James Markey was also capitally convicted for burglary, but afterwards reprieved. Jane Hibbs, Sarah Hibbs, Charles Hale and Wm Hughes, for different thefts, were ordered to be transported for seven years; James Jones, for stealing wheat, was burnt in the hand; Richard Evans, for stealing abb yarn, and Ann Griffin, for stealing clothes, were ordered to be whipped. Six were aquitted and eight discharged by proclamation. William Markey, having the small-pox, could not take his trial.

Justices of Assize for the Oxford Circuit
St. James's 14th Sept. 1773

Gentlemen,

The following persons having been tried and convicted before you respectively in the last Oxford Circuit of the several crimes hereinafter specified, viz.
( here are some eighteen named, # 11 is)
James Markey at Gloucester, for the County of Gloucester, for housebreaking.

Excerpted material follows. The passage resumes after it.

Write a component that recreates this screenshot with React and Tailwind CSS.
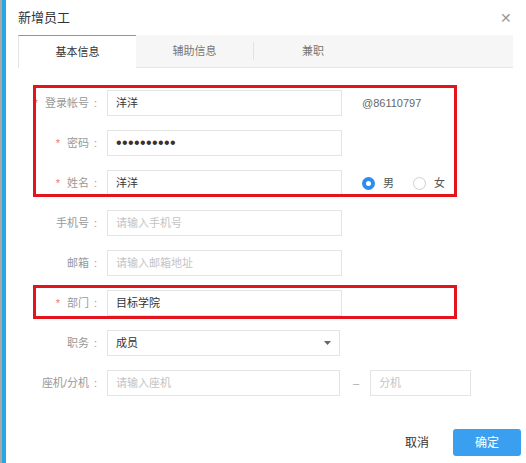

And you, having by certificate under your hands humbly recommended them as proper objects of His Majesty's Royal Mercy, on condition of Transportation, His Majesty has thereupon been graciously pleased to extend His Royal Mercy to them upon the said condition, and has commanded me to signify the same to you, that you may accordingly give the necessary orders for the Transportation of the said(names and sentences) --- and the said James Markey, Samuel Jones, Thomas Harvey, Edward Taylor, and John Gough, for the term of their natural lives to some of His Majesty's Colonies or Plantations in America, pursuant to the Act of Parliament in that Behalf.

(signed) Jam Rickford

The Gloucestershire Journal
Monday, April 4, 1774

At our Assices last week no less than 16 criminals received sentence of death, viz. Josiah Gardiner, James Donnald and Wm. Catenech, for breaking open the house of Mr. Huntley, of Hascomb; Rich. Palkner, for robbing and cutting the throat of John Bird, of Stonchouse; Wm. Townsend, for attempting to murder Rich. Newell, of Ampney; Wm. Markey, for breaking open the house of John Wood; John Pyke, for horsestealing; Thomas Rudder for stealing cloth from Fromhill Mill; Wm. Wicks and James Brown for stealing cloth from Mr. Tipports, of Dursley; Robert Brown for horsestealing; Thomas Rayer and John Lewis, for breaking open the cellar of Mr. Stone; John Prewitt for sheepstealing; Wm Hale for stealing cloth; and Charles Pettyford, for a burglary. However the Judge reprieved the eleven last, and left the five first for execution.